What I loved the most about this episode was the confidence in its storytelling. The opening acts didn't contain any laborious info-dumps or ham-fisted narration spelling everything out for the audience- we simply watched the action unfold and saw for ourselves how an otherwise ordinary restaurant also does business with clientele of a more “Dungeons and Dragons” nature. We don't even get a concrete setup for the show's plot until halfway through when Aletta arrives, and I mean that as a compliment. So many anime these days feel desperate to frontload their shows with exposition, and it can be positively exhausting as a viewer. Restaurant to Another World takes its time to organically dish out its information, dealing out characters and bits of world building piece by piece, as one might consume a multi-course meal.

The only part of the episode that feels a bit forced is Aletta's introduction, and though her monologuing her life's story makes a little bit of sense since she's been caught squatting in the Master's kitchen, I wouldn't have minded if some of the details regarding demons and the prejudice they face in Aletta's world was saved for later. Still, it's hard to complain when Aletta is such a likeable character; she comes off earnest and cute without feeling pandering. The only other character we really get to know is the dragon who frequents the Nekoyama for its beef stew, and while I found the fanservice surrounding her buxom human form a bit distracting, it wasn't offensive or tasteless.

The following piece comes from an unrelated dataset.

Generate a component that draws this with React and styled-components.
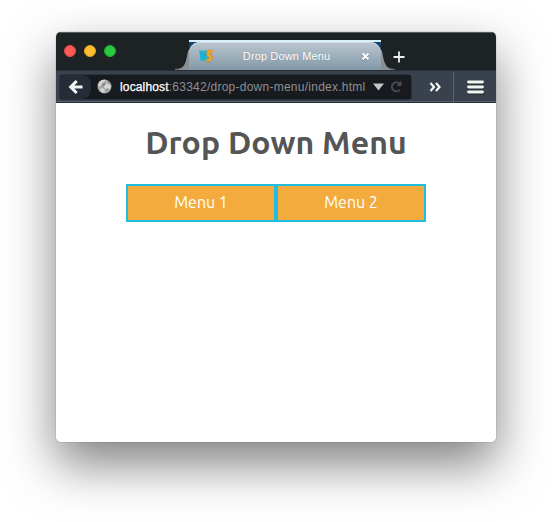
import React from "react";
import styled, { createGlobalStyle } from "styled-components";

const GlobalStyle = createGlobalStyle`
  * { box-sizing: border-box; }
  body { margin: 0; background: #fff; overflow: hidden; }
`;

const Desktop = styled.div`
  width: 552px;
  height: 522px;
  padding: 32px 56px 80px;
  background: #fff;
  overflow: hidden;
`;

const BrowserWindow = styled.div`
  width: 440px;
  height: 410px;
  display: flex;
  flex-direction: column;
  border-radius: 5px;
  background: #fff;
  box-shadow: 0 0 1px rgba(0, 0, 0, 0.65), 0 22px 50px rgba(0, 0, 0, 0.5);
  overflow: hidden;
`;

const TitleBar = styled.header`
  height: 38px;
  flex: none;
  display: flex;
  align-items: flex-start;
  background: #1d2225;
  box-shadow: inset 0 1px 0 #565b5d;
`;

const WindowControls = styled.div`
  width: 119px;
  flex: none;
  display: flex;
  gap: 8px;
  padding: 13px 0 0 8px;
`;

const Control = styled.span`
  width: 12px;
  height: 12px;
  border-radius: 50%;
  background: ${(p) => p.$fill};
  border: 1px solid ${(p) => p.$edge};
`;

const Tab = styled.div`
  display: flex;
  align-items: flex-end;
  height: 30px;
  margin-top: 8px;
`;

const TabCurve = styled.svg`
  display: block;
  flex: none;
`;

const TabFrame = styled.div`
  width: 192px;
  height: 30px;
  padding-top: 2px;
  background: linear-gradient(#d6f1fb 0 2px, #174269 2px 12px, #8298a8 12px);
`;

const TabBody = styled.div`
  height: 28px;
  display: flex;
  align-items: center;
  border-radius: 11px 11px 0 0;
  background: linear-gradient(#bcc7cf, #8198a8);
  box-shadow: inset 0 1px 0 #d3dae0;
  padding: 0 11px 0 9px;
`;

const TabTitle = styled.span`
  flex: 1;
  padding-right: 3px;
  text-align: center;
  color: #fff;
  font: 11px/14px "Liberation Sans", Arial, sans-serif;
  letter-spacing: 0.12px;
  text-shadow: 0 0 1px rgba(60, 80, 100, 0.35);
`;

const NewTab = styled.svg`
  display: block;
  margin: 18px 0 0 -3px;
`;

const Toolbar = styled.nav`
  height: 33px;
  flex: none;
  display: flex;
  align-items: center;
  padding: 1px 0 0 4px;
  background: #39414d;
  border-top: 1px solid #272e36;
  border-bottom: 1px solid #292f38;
  box-shadow: inset 0 -1px 0 #535d6b;
`;

const AddressBar = styled.div`
  width: 351px;
  height: 24px;
  margin-bottom: 1px;
  display: flex;
  align-items: center;
  border-radius: 3px;
  background: #171a1f;
  box-shadow: 0 0 0 0.5px #1c2128;
  overflow: hidden;
`;

const BackButton = styled.span`
  width: 31px;
  height: 24px;
  display: flex;
  align-items: center;
  justify-content: center;
  padding-left: 1px;
  background: #252c35;
  border-radius: 3px 9px 9px 3px;
`;

const GlobeIcon = styled.svg`
  margin: 0 8px 0 6px;
  flex: none;
`;

const Url = styled.span`
  width: 247px;
  flex: none;
  white-space: nowrap;
  color: #8e9092;
  font: 12px/16px "Liberation Sans", Arial, sans-serif;
  letter-spacing: 0.25px;
`;

const Host = styled.span`
  color: #fff;
  letter-spacing: 0.15px;
  -webkit-text-stroke: 0.25px #fff;
`;

const AddressTools = styled.span`
  display: flex;
  align-items: center;
  gap: 5px;
  margin-left: 5px;
`;

const Overflow = styled.span`
  width: 42px;
  display: flex;
  justify-content: center;
  padding-left: 7px;
`;

const MenuButton = styled.span`
  height: 31px;
  flex: 1;
  display: flex;
  align-items: center;
  justify-content: center;
  border-left: 1px solid #596270;
`;

const Page = styled.main`
  flex: 1;
  display: flex;
  flex-direction: column;
  align-items: center;
  background: #fff;
  font-family: Ubuntu, "Noto Sans", sans-serif;
`;

const Heading = styled.h1`
  margin: 17px 0 0;
  height: 44px;
  color: #555;
  font-size: 32px;
  line-height: 44px;
  font-weight: 700;
  white-space: nowrap;
  letter-spacing: 0.1px;
`;

const Menu = styled.ul`
  display: flex;
  margin: 20px 0 0;
  padding: 0;
  list-style: none;
`;

const MenuItem = styled.li`
  width: 150px;
  height: 38px;
  border: 2px solid #20bde1;
  background: #f2ab3c;
  color: #fff;
  font-size: 16px;
  line-height: 33px;
  text-align: center;
`;

const items = ["Menu 1", "Menu 2"];

export default function App() {
  return (
    <>
      <GlobalStyle />
      <Desktop>
        <BrowserWindow>
          <TitleBar>
            <WindowControls>
              <Control $fill="#ff5b55" $edge="#e54842" />
              <Control $fill="#ffbd30" $edge="#e1a125" />
              <Control $fill="#28ca42" $edge="#1eac32" />
            </WindowControls>
            <Tab>
              <TabCurve width="14" height="30" viewBox="0 0 14 30">
                <path d="M0 30C7 29.500 9 27 11 22C12.500 18 12.500 13 14 10V30Z" fill="#8c8f91" />
                <path d="M0 29.500C7 29 9 27 11 22C12.500 18 12.500 13 14 10" fill="none" stroke="#aeb0b1" strokeWidth=".6" />
              </TabCurve>
              <TabFrame>
                <TabBody>
                  <svg width="17" height="14" viewBox="0 0 17 14">
                    <path d="M1 1l2 1 1-1 2 1 1-1 2 1 1-1 1 10-2 1.500-2-1-1 1-2-1-2-.5L2 8Z" fill="#23b5d3" />
                    <path d="M3 3l2 7M6 3l1 6" stroke="#1a9dbb" strokeWidth=".7" />
                    <path d="M14.500 2.500H11.500Q10 2.500 10 4.500T12 7Q13.500 8 13 9.500T10 11.500H8.500" fill="none" stroke="#c07c20" strokeWidth="3.400" />
                    <path d="M14.500 2.500H11.500Q10 2.500 10 4.500T12 7Q13.500 8 13 9.500T10 11.500H8.500" fill="none" stroke="#f2a62c" strokeWidth="2.500" />
                  </svg>
                  <TabTitle>Drop Down Menu</TabTitle>
                  <svg width="9" height="9" viewBox="0 0 9 9">
                    <path d="M1.500 2L7.500 8M7.500 2L1.500 8" stroke="#566775" strokeWidth="2.200" />
                    <path d="M1.500 1.500L7.500 7.500M7.500 1.500L1.500 7.500" stroke="#fff" strokeWidth="2" />
                  </svg>
                </TabBody>
              </TabFrame>
              <TabCurve width="14" height="30" viewBox="0 0 14 30">
                <path d="M14 30C7 29.500 5 27 3 22C1.500 18 1.500 13 0 10V30Z" fill="#8c8f91" />
                <path d="M14 29.500C7 29 5 27 3 22C1.500 18 1.500 13 0 10" fill="none" stroke="#aeb0b1" strokeWidth=".6" />
              </TabCurve>
            </Tab>
            <NewTab width="14" height="14" viewBox="0 0 14 14">
              <path d="M7 1.500V12.500M1.500 7H12.500" stroke="#eef0f0" strokeWidth="1.800" />
            </NewTab>
          </TitleBar>
          <Toolbar>
            <AddressBar>
              <BackButton>
                <svg width="16" height="16" viewBox="0 0 16 16">
                  <path d="M8.700 2L2.700 8l6 6M3 8h11.500" fill="none" stroke="#f3f4f4" strokeWidth="3" />
                </svg>
              </BackButton>
              <GlobeIcon width="15" height="15" viewBox="0 0 15 15">
                <circle cx="7.500" cy="7.500" r="7" fill="#a8a8a8" />
                <path d="M2 3Q5 0 9 1L7 3 5 4 4 7 1 7ZM8 5l3-1 3 3-1 3-3-1-2 1-1-2ZM4 9l3 1 1 3-2 1-3-3Z" fill="#d5d5d5" />
                <path d="M5 5l3-1 1 1-3 3ZM11 2l2 2-2 1ZM9 11l2-1v3Z" fill="#8a8a8a" />
              </GlobeIcon>
              <Url><Host>localhost</Host>:63342/drop-down-menu/index.html</Url>
              <AddressTools>
                <svg width="13" height="8" viewBox="0 0 13 8">
                  <path d="M1 .5H12L6.500 7.500Z" fill="#c3c5c7" />
                </svg>
                <svg width="13" height="13" viewBox="0 0 13 13">
                  <path d="M9.300 3.500A4.500 4.500 0 1 0 9.800 9.800" fill="none" stroke="#4b4e51" strokeWidth="1.900" />
                  <path d="M11.500 .5V6H6.500Z" fill="#4b4e51" />
                </svg>
              </AddressTools>
            </AddressBar>
            <Overflow>
              <svg width="13" height="10" viewBox="0 0 13 10">
                <path d="M1.500 1L5 5 1.500 9M7 1l3.500 4L7 9" fill="none" stroke="#f5f6f6" strokeWidth="2.200" />
              </svg>
            </Overflow>
            <MenuButton>
              <svg width="17" height="15" viewBox="0 0 17 15">
                <path d="M1.500 3.200H15.500M1.500 8.200H15.500M1.500 13.200H15.500" stroke="#20262d" strokeWidth="2.500" strokeLinecap="round" />
                <path d="M1.500 2H15.500M1.500 7H15.500M1.500 12H15.500" stroke="#f1f5f2" strokeWidth="2.800" strokeLinecap="round" />
              </svg>
            </MenuButton>
          </Toolbar>
          <Page>
            <Heading>Drop Down Menu</Heading>
            <Menu>
              {items.map((label) => (
                <MenuItem key={label}>{label}</MenuItem>
              ))}
            </Menu>
          </Page>
        </BrowserWindow>
      </Desktop>
    </>
  );
}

This is a show that probably won't be for everyone. It's pacing could be described as a bit laconic, and the Master is a cipher of a man, so if you aren't attached to Aletta by the end of the episode you might be feeling a bit cold. Still, this is a lovingly animated and wonderfully executed introduction to this world, and I suspect I won't be alone in wanting to spend even more time with it. If only it didn't make me feel so darned hungry!